Designing Plagiarism-Resistant Assignments

Detection is a reactive game. The proactive strategy is to design assignments where obfuscation is difficult or pointless.

Customized Specifications: Instead of “implement a BST,” require “implement a BST where each node also stores the count of nodes in its left subtree, and provide a method findKthSmallest() that uses this count.” Unique, nuanced requirements drastically reduce the availability of canonical solutions online.
Focus on Process, Not Just Product: Require intermediate submissions—design documents, unit tests written before implementation, commit histories from a provided Git repository. Obfuscation typically happens at the final step; the process artifacts remain similar.
Incorporate Unique Data: Base the assignment on a unique dataset you provide (e.g., “build a graph from the campus map data I’m giving you and find the shortest path from the library to the engineering building”). This anchors the problem in a context that doesn’t exist on GitHub.
Oral Examinations (The Ultimate Defense): A 10-minute “code walkthrough” where a student explains their submission. Someone who obfuscated stolen code will be unable to explain the rationale behind the bizarre structure they created.

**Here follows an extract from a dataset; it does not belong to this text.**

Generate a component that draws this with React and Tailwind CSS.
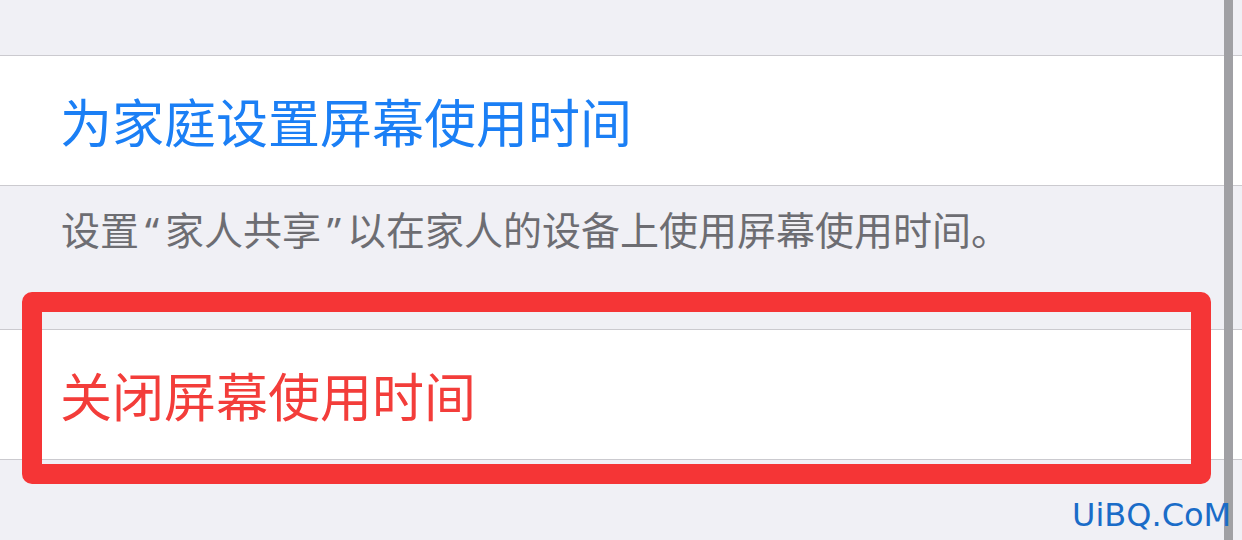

The Ethical and Pedagogical Tightrope

This arms race forces us to ask uncomfortable questions. Are we teaching students to be ethical engineers, or are we training them to be better adversaries? Every hour spent developing a more complex detector is an hour not spent on pedagogy.

The goal cannot be a perfect panopticon. It must be to raise the cost and complexity of cheating to the point where doing the work becomes the path of least resistance. By combining robust, multi-faceted detection capable of seeing through obfuscation with thoughtfully designed, plagiarism-resistant assignments, we can reclaim the focus of the classroom. We can stop policing syntax and start evaluating understanding.

The student copying code you can’t see is betting that you’re only looking at the surface. It’s time to look deeper.